>> Begin Supplied material

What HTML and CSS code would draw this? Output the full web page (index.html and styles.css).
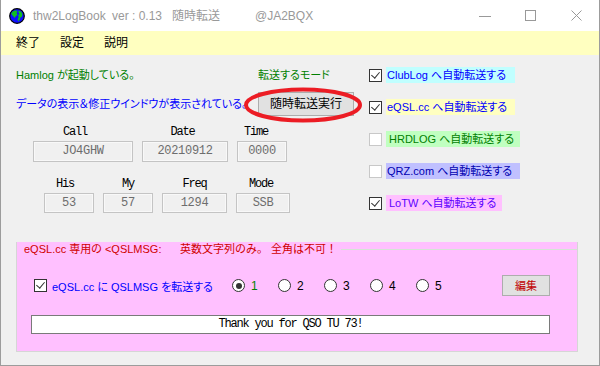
FILE: index.html
```html
<!DOCTYPE html>
<html lang="ja">
<head>
<meta charset="utf-8">
<title>thw2LogBook</title>
<link rel="stylesheet" href="styles.css">
</head>
<body>
<div class="window">
  <div class="titlebar">
    <svg class="app-icon" width="16" height="16" viewBox="0 0 16 16">
      <circle cx="8" cy="8" r="7.3" fill="#1010ff" stroke="#000" stroke-width="1.2"/>
      <path d="M4 3.2 L7 2.2 L8.5 3.5 L7.5 5 L8.5 6.5 L7 8 L5.5 10 L4.5 8.5 L3 7 L2.2 5.5 Z" fill="#10c020"/>
      <path d="M9.5 2.5 L12 3.5 L13.5 6 L13 8.5 L11.5 9.5 L10.5 12 L9 13.5 L8.8 11 L9.8 9 L9 7.5 L10.5 6 L9.5 4.5 Z" fill="#10c020"/>
    </svg>
    <div class="title">
      <span class="t-name">thw2LogBook</span>
      <span class="t-ver">ver : 0.13</span>
      <span class="t-mode">随時転送</span>
      <span class="t-call">@JA2BQX</span>
    </div>
    <div class="controls">
      <div class="ctl"><svg width="12" height="12" viewBox="0 0 12 12"><line x1="0" y1="6.5" x2="12" y2="6.5" stroke="#999" stroke-width="1"/></svg></div>
      <div class="ctl"><svg width="12" height="12" viewBox="0 0 12 12"><rect x="0.5" y="0.5" width="10" height="10" fill="none" stroke="#999" stroke-width="1"/></svg></div>
      <div class="ctl"><svg width="12" height="12" viewBox="0 0 12 12"><path d="M0.5 0.5 L10.5 10.5 M10.5 0.5 L0.5 10.5" stroke="#999" stroke-width="1"/></svg></div>
    </div>
  </div>

  <div class="menubar">
    <span class="menu-item">終了</span>
    <span class="menu-item">設定</span>
    <span class="menu-item">説明</span>
  </div>

  <div class="client">
    <div class="top">
      <div class="left">
        <div class="status-row">
          <span class="green">Hamlog が起動している。</span>
          <span class="green">転送するモード</span>
        </div>
        <div class="status-row row2">
          <span class="blue">データの表示＆修正ウインドウが表示されている。</span>
          <div class="btn-wrap">
            <button class="btn run">随時転送実行</button>
            <svg class="ring" width="120" height="37" viewBox="0 0 120 37">
              <ellipse cx="59" cy="18" rx="57" ry="15.5" fill="none" stroke="#ec1c24" stroke-width="4"/>
            </svg>
          </div>
        </div>

        <div class="fields f1">
          <div class="field w-call"><div class="lbl">Call</div><div class="box">JO4GHW</div></div>
          <div class="field w-date"><div class="lbl">Date</div><div class="box">20210912</div></div>
          <div class="field w-time"><div class="lbl">Time</div><div class="box">0000</div></div>
        </div>
        <div class="fields f2">
          <div class="field w-his"><div class="lbl">His</div><div class="box">53</div></div>
          <div class="field w-my"><div class="lbl">My</div><div class="box">57</div></div>
          <div class="field w-freq"><div class="lbl">Freq</div><div class="box">1294</div></div>
          <div class="field w-mode"><div class="lbl">Mode</div><div class="box">SSB</div></div>
        </div>
      </div>

      <div class="right">
        <div class="opt"><span class="cb on"></span><span class="opt-lbl clublog">ClubLog へ自動転送する</span></div>
        <div class="opt"><span class="cb on"></span><span class="opt-lbl eqsl">eQSL.cc へ自動転送する</span></div>
        <div class="opt"><span class="cb"></span><span class="opt-lbl hrdlog">HRDLOG へ自動転送する</span></div>
        <div class="opt"><span class="cb"></span><span class="opt-lbl qrz">QRZ.com へ自動転送する</span></div>
        <div class="opt"><span class="cb on"></span><span class="opt-lbl lotw">LoTW へ自動転送する</span></div>
      </div>
    </div>

    <div class="panel">
      <div class="caption-row">
        <span class="cap1">eQSL.cc 専用の &lt;QSLMSG:</span>
        <span class="cap2">英数文字列のみ。 全角は不可！</span>
        <span class="cap-line"></span>
      </div>
      <div class="msg-row">
        <div class="msg-check"><span class="cb on"></span><span class="blue">eQSL.cc に QSLMSG を転送する</span></div>
        <div class="radio-item"><span class="rb on"></span><span class="green">1</span></div>
        <div class="radio-item"><span class="rb"></span><span>2</span></div>
        <div class="radio-item"><span class="rb"></span><span>3</span></div>
        <div class="radio-item"><span class="rb"></span><span>4</span></div>
        <div class="radio-item"><span class="rb"></span><span>5</span></div>
        <button class="btn edit">編集</button>
      </div>
      <div class="msg-box">Thank you for QSO TU 73!</div>
    </div>
  </div>
</div>
</body>
</html>
```

FILE: styles.css
```css
* { box-sizing: border-box; }
html, body { margin: 0; padding: 0; background: #f0f0f0; }
body {
  font-family: "Liberation Sans", "Noto Sans CJK JP", sans-serif;
  font-size: 11px;
  color: #000;
  font-feature-settings: "palt";
  white-space: nowrap;
}
.window {
  width: 600px;
  height: 366px;
  border: 1px solid #9c9c9c;
  border-top: none;
  background: #f0f0f0;
  display: flex;
  flex-direction: column;
  overflow: hidden;
}
.titlebar {
  height: 31px;
  background: #fff;
  display: flex;
  align-items: center;
  padding-left: 8px;
}
.app-icon { flex: none; margin-right: 8px; }
.title {
  display: flex;
  color: #999;
  font-size: 12px;
  line-height: 16px;
  font-feature-settings: normal;
}
.t-name { width: 79px; }
.t-ver { width: 60px; }
.t-mode { width: 83px; }
.controls { display: flex; margin-left: auto; margin-right: -1px; }
.ctl { width: 46px; height: 31px; display: flex; align-items: center; justify-content: center; }

.menubar {
  height: 24px;
  background: #ffffc0;
  display: flex;
  align-items: center;
  gap: 20px;
  padding-left: 15px;
  font-size: 12px;
}
.menu-item { line-height: 16px; width: 24px; }

.client { flex: 1; padding: 12px 0 0 15px; }
.top { display: flex; }
.left { width: 353px; }
.status-row {
  display: grid;
  grid-template-columns: 242px auto;
  align-items: center;
  line-height: 16px;
  height: 16px;
}
.row2 { margin-top: 9px; height: 24px; }
.green { color: #008000; }
.blue { color: #0000ff; }
.btn {
  font-family: "Liberation Sans", "Noto Sans CJK JP", sans-serif;
  font-size: 12px;
  font-feature-settings: normal;
  background: #e1e1e1;
  border: 1px solid #adadad;
  padding: 0;
  color: #000;
  line-height: 16px;
}
.btn-wrap { position: relative; width: 96px; height: 24px; }
.run { width: 96px; height: 24px; }
.ring { position: absolute; left: -14px; top: -5px; pointer-events: none; }

.fields { display: flex; gap: 9px; }
.f1 { margin-top: 9px; padding-left: 17px; }
.f2 { margin-top: 15px; padding-left: 28px; }
.field { display: flex; flex-direction: column; }
.lbl {
  font-family: "Liberation Mono", monospace;
  font-size: 12px;
  letter-spacing: -1.2px;
  line-height: 14px;
  text-align: center;
  color: #000;
}
.box {
  margin-top: 2px;
  height: 21px;
  border: 1px solid #c4c4c4;
  box-shadow: inset 0 0 0 1px #f8f8f8;
  background: #f0f0f0;
  color: #6d6d6d;
  font-family: "Liberation Mono", monospace;
  font-size: 12px;
  letter-spacing: -0.3px;
  line-height: 19px;
  text-align: center;
}
.f2 .box { height: 20px; line-height: 18px; }
.w-call { width: 100px; }
.w-call .lbl { padding-right: 16px; }
.w-date { width: 86px; }
.w-date .lbl { padding-right: 5px; }
.w-time { width: 50px; }
.w-time .lbl { padding-right: 12px; }
.w-his { width: 50px; }
.w-his .lbl { padding-right: 8px; }
.w-my { width: 50px; }
.w-freq { width: 65px; }
.w-mode { width: 54px; }
.w-mode .lbl { padding-right: 4px; }

.right { display: flex; flex-direction: column; gap: 16px; }
.opt { display: flex; align-items: center; height: 16px; gap: 4px; }
.cb {
  width: 13px; height: 13px; flex: none;
  border: 1px solid #c8c8c8;
  background: #fff;
  position: relative;
}
.cb.on { border-color: #333; }
.cb.on::after {
  content: "";
  position: absolute;
  left: 3px; top: 0px;
  width: 4px; height: 7px;
  border: solid #333;
  border-width: 0 1.5px 1.5px 0;
  transform: rotate(40deg);
}
.opt-lbl { height: 16px; line-height: 16px; padding-left: 1px; overflow: hidden; }
.clublog { background: #c0ffff; color: #0000ff; width: 129px; }
.eqsl { background: #ffffc0; color: #0000ff; width: 129px; }
.hrdlog { background: #c0ffc0; color: #008000; width: 134px; padding-left: 3px; }
.qrz { background: #c0c0ff; color: #0000b0; width: 134px; }
.lotw { background: #ffc0ff; color: #6000ff; width: 116px; padding-left: 3px; }

.panel {
  margin-top: 29px;
  width: 562px;
  background: #ffc0ff;
  border: 1px solid #d6d6d6;
  border-top: none;
  padding: 0 27px 17px 14px;
}
.caption-row {
  display: flex;
  align-items: center;
  height: 14px;
  line-height: 14px;
  color: #d00000;
  margin-left: -7px;
  margin-right: -27px;
}
.cap1 { width: 156px; }
.cap2 { font-feature-settings: normal; }
.cap-line { flex: 1; height: 1px; background: #d4e4d4; margin-left: 4px; }
.msg-row {
  margin-top: 19px;
  height: 21px;
  display: flex;
  align-items: center;
  padding-left: 3px;
}
.msg-check { display: flex; align-items: center; gap: 5px; width: 198px; }
.radio-item { display: flex; align-items: center; gap: 6px; width: 46px; font-size: 12px; }
.rb {
  width: 13px; height: 13px; flex: none;
  border: 1px solid #333;
  border-radius: 50%;
  background: #fff;
  position: relative;
}
.rb.on::after {
  content: "";
  position: absolute;
  left: 2.5px; top: 2.5px;
  width: 6px; height: 6px;
  border-radius: 50%;
  background: #333;
}
.edit { margin-left: auto; width: 48px; height: 21px; color: #c00000; font-size: 11px; }
.msg-box {
  margin-top: 19px;
  width: 519px;
  height: 19px;
  background: #fff;
  border: 1px solid #7a7a7a;
  font-family: "Liberation Mono", monospace;
  font-size: 12px;
  letter-spacing: -1.2px;
  line-height: 17px;
  text-align: center;
}
```
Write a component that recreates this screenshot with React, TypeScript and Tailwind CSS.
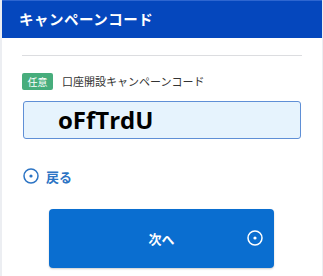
import React from "react";

function Dot({ className }: { className?: string }) {
  return (
    <svg width="16" height="16" viewBox="0 0 16 16" className={className}>
      <circle cx="8" cy="8" r="7" fill="none" stroke="currentColor" strokeWidth="1.5" />
      <circle cx="8" cy="8" r="1.6" fill="currentColor" />
    </svg>
  );
}

export default function App() {
  return (
    <div
      className="w-[323px] h-[276px] overflow-hidden bg-white border-l-2 border-r border-[#eceef2] flex flex-col"
      style={{ fontFamily: '"Noto Sans CJK JP", "Noto Sans", sans-serif' }}
    >
      <div className="h-[38px] bg-[#0547bd] border-t border-[#2e66d0] flex items-center pl-[17px] shrink-0">
        <span className="text-white text-[14.5px] font-bold tracking-[0.5px] leading-none">キャンペーンコード</span>
      </div>
      <div className="px-[20px] pt-[17px]">
        <div className="h-px bg-[#dcdde0]" />
        <div className="flex items-center mt-[17px] h-[17px]">
          <span className="bg-[#47ad7c] text-white text-[10px] leading-none rounded-[2px] w-[31px] h-[17px] flex items-center justify-center">任意</span>
          <span className="ml-[9px] text-[11px] text-[#333] leading-none">口座開設キャンペーンコード</span>
        </div>
        <div className="mt-[11px] ml-px mr-[1px] h-[38px] bg-[#e6f3fd] border-[1.5px] border-[#5f8fd6] rounded-[3px] flex items-center pl-[34px]">
          <span
            className="text-[24px] font-bold text-black leading-none"
            style={{ fontFamily: '"Open Sans", "Noto Sans", sans-serif' }}
          >
            oFfTrdU
          </span>
        </div>
        <div className="flex items-center mt-[29px] ml-[1px] text-[#2c74c4]">
          <Dot />
          <span className="ml-[7px] text-[13px] font-bold leading-none">戻る</span>
        </div>
        <div className="mt-[25px] ml-[27px] w-[225px] h-[59px] bg-[#0a6ed0] rounded-[4px] shadow-[0_1px_2px_rgba(0,0,0,0.2)] relative flex items-center justify-center">
          <span className="text-white text-[13px] font-bold leading-none">次へ</span>
          <Dot className="absolute right-[11px] top-[21px] text-white" />
        </div>
      </div>
    </div>
  );
}
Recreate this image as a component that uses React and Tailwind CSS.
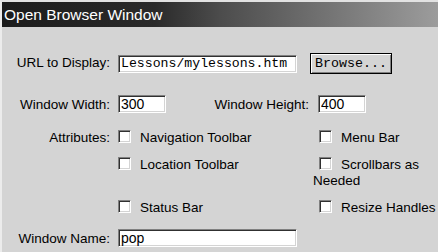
import React from 'react';

const sunken =
  'border-t border-l border-t-[#808080] border-l-[#808080] border-b border-r border-b-white border-r-white shadow-[inset_1px_1px_0_#303030,inset_-1px_-1px_0_#d4d4d4] bg-white';

function Field({ value, width, mono }) {
  return (
    <input
      readOnly
      defaultValue={value}
      className={`${sunken} h-[18px] ${width} pl-[2px] outline-none text-black ${
        mono ? "font-['Liberation_Mono','Courier_New',monospace] text-[13.2px]" : 'text-[14px]'
      }`}
    />
  );
}

function Check({ children }) {
  return (
    <div className="whitespace-normal">
      <span className={`${sunken} inline-block align-[-1px] ml-[6px] mr-[9px] w-[13px] h-[13px]`} />
      {children}
    </div>
  );
}

export default function App() {
  return (
    <div className="w-[438px] h-[252px] overflow-hidden bg-[#d4d4d4] border-t-2 border-t-[#e2e2e2] border-l-2 border-l-[#ececec] font-['Liberation_Sans',Arial,sans-serif] text-[13.5px] text-black">
      {/* Title */}
      <div className="h-[25px] flex items-center pl-[2px] text-white text-[15.5px] bg-[linear-gradient(to_right,#1c1c1c_0%,#2a2a2a_35%,#4c4c4c_50%,#9c9c9c_100%)]">
        Open Browser Window
      </div>

      {/* URL */}
      <div className="mt-[26px] h-[21px] flex items-center">
        <div className="w-[108px] text-right">URL to Display:</div>
        <div className="ml-[8px]">
          <Field value="Lessons/mylessons.htm" width="w-[179px]" mono />
        </div>
        <button className="ml-[13px] h-[21px] w-[82px] border border-black bg-[#d4d4d4] shadow-[inset_1px_1px_0_#fff,inset_-1px_-1px_0_#808080] font-['Liberation_Mono','Courier_New',monospace] text-[13.3px] leading-none">
          Browse...
        </button>
      </div>

      {/* Size */}
      <div className="mt-[22px] h-[18px] flex items-center">
        <div className="w-[108px] text-right">Window Width:</div>
        <div className="ml-[8px]">
          <Field value="300" width="w-[48px]" />
        </div>
        <div className="w-[143px] text-right">Window Height:</div>
        <div className="ml-[9px]">
          <Field value="400" width="w-[48px]" />
        </div>
      </div>

      {/* Attributes */}
      <div className="mt-[16px] flex leading-[16px]">
        <div className="w-[108px] text-right">Attributes:</div>
        <div className="ml-[2px] grid grid-cols-[201px_125px] gap-y-[11px]">
          <Check>Navigation Toolbar</Check>
          <Check>Menu Bar</Check>
          <Check>Location Toolbar</Check>
          <Check>Scrollbars as Needed</Check>
          <Check>Status Bar</Check>
          <Check>Resize Handles</Check>
        </div>
      </div>

      {/* Name */}
      <div className="mt-[14px] h-[18px] flex items-center">
        <div className="w-[108px] text-right">Window Name:</div>
        <div className="ml-[8px]">
          <Field value="pop" width="w-[179px]" />
        </div>
      </div>
    </div>
  );
}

>> End Supplied material

From the records above, copy exactly the lines starting at the one with "Recreate this image" and ending at the one with "import React from 'react';", and no others. Pictures stay out.

Recreate this image as a component that uses React and Tailwind CSS.
import React from 'react';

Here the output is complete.